--- Given information ---

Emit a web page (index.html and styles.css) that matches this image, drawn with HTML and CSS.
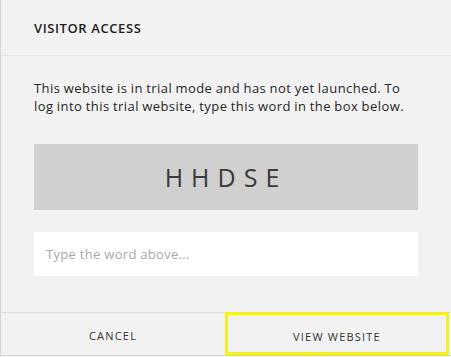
FILE: index.html
```html
<!DOCTYPE html>
<html>
  <head>
    <title>Visitor Access</title>
    <link rel="stylesheet" href="styles.css">
  </head>

  <body>
    <div class="dialog">
      <div class="dialog-header">
        <h2>VISITOR ACCESS</h2>
      </div>
      <div class="dialog-body">
        <p class="intro">
          This website is in trial mode and has not yet launched. To<br />
          log into this trial website, type this word in the box below.
        </p>
        <div class="captcha">HHDSE</div>
        <input
          type="text"
          class="word-input"
          name="word"
          placeholder="Type the word above..."
        />
      </div>
      <div class="dialog-footer">
        <button type="button" class="footer-button">CANCEL</button>
        <button type="button" class="footer-button active">VIEW WEBSITE</button>
      </div>
    </div>
  </body>
</html>
```

FILE: styles.css
```css
body {
  font-family: "Open Sans", "Lato", sans-serif;
  background-color: #f2f2f2;
  margin: 0;
}

.dialog {
  height: 356px;
  border-left: 1px solid #d4d4d4;
  background: #f2f2f2;
  display: flex;
  flex-direction: column;
  box-sizing: border-box;
}

.dialog-header {
  height: 56px;
  border-bottom: 1px solid #e2e2e2;
  padding-left: 33px;
  display: flex;
  align-items: center;
  box-sizing: border-box;
}

.dialog-header h2 {
  margin: 0;
  font-size: 13px;
  font-weight: 600;
  letter-spacing: 0.6px;
  color: #222;
}

.dialog-body {
  flex: 1;
  padding: 23px 33px 0 33px;
}

.intro {
  margin: 0 0 29px 0;
  font-size: 13px;
  line-height: 18px;
  letter-spacing: 0.45px;
  word-spacing: -0.5px;
  color: #262626;
}

.captcha {
  height: 66px;
  background: #d0d0d0;
  display: flex;
  justify-content: center;
  align-items: center;
  font-size: 25px;
  letter-spacing: 8px;
  color: #3a3a3a;
}

.word-input {
  display: block;
  width: 100%;
  height: 44px;
  margin-top: 22px;
  padding: 0 12px;
  border: none;
  background: white;
  box-sizing: border-box;
  font-family: inherit;
  font-size: 13px;
  letter-spacing: 0.3px;
  outline: none;
}

.word-input::placeholder {
  color: #a8a8a8;
}

.dialog-footer {
  display: grid;
  grid-template-columns: 1fr 1fr;
  height: 44px;
  padding-right: 2px;
  border-top: 1px solid #dcdcdc;
  border-bottom: 1px solid #d4d4d4;
  box-sizing: border-box;
}

.footer-button {
  background: transparent;
  border: none;
  padding: 3px 0 0 0;
  font-family: inherit;
  font-size: 11px;
  font-weight: 500;
  letter-spacing: 1.2px;
  color: #333;
  cursor: pointer;
}

.footer-button.active {
  margin-top: -1px;
  border: 3px solid #f5ee2a;
  padding-top: 5px;
}
```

---

§ **Short task**: Exclude the images, then output the data above word for word.

§ **Expected output**:
Emit a web page (index.html and styles.css) that matches this image, drawn with HTML and CSS.
FILE: index.html
```html
<!DOCTYPE html>
<html>
  <head>
    <title>Visitor Access</title>
    <link rel="stylesheet" href="styles.css">
  </head>

  <body>
    <div class="dialog">
      <div class="dialog-header">
        <h2>VISITOR ACCESS</h2>
      </div>
      <div class="dialog-body">
        <p class="intro">
          This website is in trial mode and has not yet launched. To<br />
          log into this trial website, type this word in the box below.
        </p>
        <div class="captcha">HHDSE</div>
        <input
          type="text"
          class="word-input"
          name="word"
          placeholder="Type the word above..."
        />
      </div>
      <div class="dialog-footer">
        <button type="button" class="footer-button">CANCEL</button>
        <button type="button" class="footer-button active">VIEW WEBSITE</button>
      </div>
    </div>
  </body>
</html>
```

FILE: styles.css
```css
body {
  font-family: "Open Sans", "Lato", sans-serif;
  background-color: #f2f2f2;
  margin: 0;
}

.dialog {
  height: 356px;
  border-left: 1px solid #d4d4d4;
  background: #f2f2f2;
  display: flex;
  flex-direction: column;
  box-sizing: border-box;
}

.dialog-header {
  height: 56px;
  border-bottom: 1px solid #e2e2e2;
  padding-left: 33px;
  display: flex;
  align-items: center;
  box-sizing: border-box;
}

.dialog-header h2 {
  margin: 0;
  font-size: 13px;
  font-weight: 600;
  letter-spacing: 0.6px;
  color: #222;
}

.dialog-body {
  flex: 1;
  padding: 23px 33px 0 33px;
}

.intro {
  margin: 0 0 29px 0;
  font-size: 13px;
  line-height: 18px;
  letter-spacing: 0.45px;
  word-spacing: -0.5px;
  color: #262626;
}

.captcha {
  height: 66px;
  background: #d0d0d0;
  display: flex;
  justify-content: center;
  align-items: center;
  font-size: 25px;
  letter-spacing: 8px;
  color: #3a3a3a;
}

.word-input {
  display: block;
  width: 100%;
  height: 44px;
  margin-top: 22px;
  padding: 0 12px;
  border: none;
  background: white;
  box-sizing: border-box;
  font-family: inherit;
  font-size: 13px;
  letter-spacing: 0.3px;
  outline: none;
}

.word-input::placeholder {
  color: #a8a8a8;
}

.dialog-footer {
  display: grid;
  grid-template-columns: 1fr 1fr;
  height: 44px;
  padding-right: 2px;
  border-top: 1px solid #dcdcdc;
  border-bottom: 1px solid #d4d4d4;
  box-sizing: border-box;
}

.footer-button {
  background: transparent;
  border: none;
  padding: 3px 0 0 0;
  font-family: inherit;
  font-size: 11px;
  font-weight: 500;
  letter-spacing: 1.2px;
  color: #333;
  cursor: pointer;
}

.footer-button.active {
  margin-top: -1px;
  border: 3px solid #f5ee2a;
  padding-top: 5px;
}
```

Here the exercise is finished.